GOLD / SILVER
While outside market conditions are conducive to the gold and silver rallies this morning, the gold market should draft additional lift from World Gold Council indications that central banks purchased a record amount of gold (399 tons) in the 3rd quarter 2022. However, in a strange development the World Gold Council has yet to announce the source of a substantial amount of “unreported buying”. It is important to note that despite a decline of 8% in gold ETF holdings in the 3rd quarter year-to-date gold demand overall has returned to “pre-pandemic levels”. According to the WGC world gold demand reached 1,181 tons in the 3rd quarter and posted a 28% gain versus the 2021 quarter. While mining production in the 3rd quarter increased, recycled gold fell by 6% and hedging dropped off by nearly 20%. Yesterday gold ETF holdings declined by 60,953 ounces pushing the year-to-date decline in holdings to 2.8%. In another minor negative overnight Indian gold jewelry retailers are reporting lackluster interest and in significant longer-term development Indian consumers are reportedly shifting their gold holdings into ETF instruments over physical holdings. Fortunately for the bull camp, the net spec and fund long in gold remains near 3-year lows and the jump in central bank purchases could help establish strong fundamental value on the charts around $1,625.
PALLADIUM / PLATINUM
With a major failure range down extension in palladium yesterday, the fear of softening global demand has likely prompted speculative selling in Palladium. In retrospect, the massive divergence between palladium and platinum over the last 30 days might be a sign that substitution from high-cost palladium to lower cost platinum is finally being anticipated by the trade. Keep in mind that earlier this year, China bought significant quantities of PGM supply from Russia and China probably holds significant buffer stocks. To determine chart support in December palladium after yesterday’s major failure requires weekly charts which produce initial support today at $1,770. Yesterday palladium ETF holdings increased by 2441 ounces but remain down 17% year-to-date. Like the palladium market, platinum came under very aggressive liquidation pressure off surging demand fear following news of a worsening of the daily Chinese infection rate. However, unlike palladium, the platinum market held a relatively large net spec and fund long positioning of 15,000 contracts, thereby leaving the potential for further declines to start the month of November.
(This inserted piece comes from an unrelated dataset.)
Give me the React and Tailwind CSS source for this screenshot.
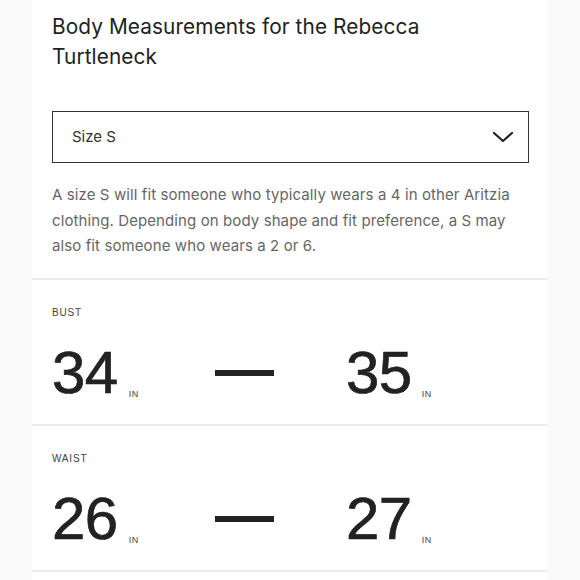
export default function App() {
  const rows = [
    { label: "BUST", a: "34", b: "35" },
    { label: "WAIST", a: "26", b: "27" },
  ];
  return (
    <div className="w-[580px] h-[580px] overflow-hidden bg-[#fafafa] flex">
      <div className="ml-[32px] w-[516px] bg-white flex flex-col">
        <div className="pl-[20px] pr-[19px]" style={{ fontFamily: "Inter, 'Noto Sans', sans-serif" }}>
          <h1 className="pt-[12px] text-[20.8px] leading-[30px] text-[#222] font-normal tracking-[0.1px]">
            Body Measurements for the Rebecca
            <br />
            Turtleneck
          </h1>
          <div className="mt-[39px] h-[52px] border-[1.5px] border-[#333] flex items-center justify-between pl-[19px] pr-[14px]">
            <span className="text-[15px] text-[#333]">Size S</span>
            <svg width="22" height="14" viewBox="0 0 22 14" fill="none">
              <path d="M2 3 L11 11 L20 3" stroke="#222" strokeWidth="2.2" strokeLinecap="round" strokeLinejoin="round" />
            </svg>
          </div>
          <p className="mt-[19px] text-[15px] leading-[25.5px] text-[#666] tracking-[0.1px]">
            A size S will fit someone who typically wears a 4 in other Aritzia clothing. Depending on body shape and fit preference, a S may also fit someone who wears a 2 or 6.
          </p>
        </div>
        <div className="mt-[19px] h-[2px] bg-[#ececec]" />
        {rows.map((r) => (
          <div key={r.label}>
            <div className="pl-[20px] h-[144px] flex flex-col" style={{ fontFamily: "'Liberation Sans', Arial, sans-serif" }}>
              <div className="pt-[27px] text-[10px] leading-[12px] tracking-[0.8px] text-[#444]">{r.label}</div>
              <div className="mt-[24px] flex items-end">
                <div className="w-[163px] flex items-end">
                  <span className="text-[60px] leading-[60px] text-[#222] tracking-[-0.5px] [-webkit-text-stroke:0.7px_#222]">{r.a}</span>
                  <span className="ml-[11px] mb-[4px] text-[9px] leading-[9px] tracking-[0.6px] text-[#444]">IN</span>
                </div>
                <div className="w-[59px] h-[6px] bg-[#222] mb-[27px]" />
                <div className="ml-[72px] flex items-end">
                  <span className="text-[60px] leading-[60px] text-[#222] tracking-[-0.5px] [-webkit-text-stroke:0.7px_#222]">{r.b}</span>
                  <span className="ml-[10px] mb-[4px] text-[9px] leading-[9px] tracking-[0.6px] text-[#444]">IN</span>
                </div>
              </div>
            </div>
            <div className="h-[2px] bg-[#ececec]" />
          </div>
        ))}
      </div>
    </div>
  );
}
Apparently, global copper prices overnight bounced off improved global demand views but another large (6,700 tons) daily outflow from LME warehouse stocks reiterates the tightening supply condition in the copper trade. In fact, LME copper warehouse stocks have declined by 36,525 tons in the past 2 weeks and have declined in 9 of the last 11 trading sessions. Unfortunately for the bull camp, the Covid situation in China continues to worsen and October Caixin PMI readings for October highlighted a slowing Chinese economy. However, according to the most recent Chinese customs data, Chinese imports of copper scrap in September were up by nearly 8% over August and reached the highest level since April. Countervailing increased Chinese interest in Chinese scrap copper in September was a decline of 16.6% in the import of copper anode. Rounding out the Chinese September customs report on the copper sector is an increase of 25.6% in the import of unwrought copper. While we think soft demand fears will control over tight supply news, extreme supply tightness remains in place in China and that could offset selling interest off the Covid breakouts in China.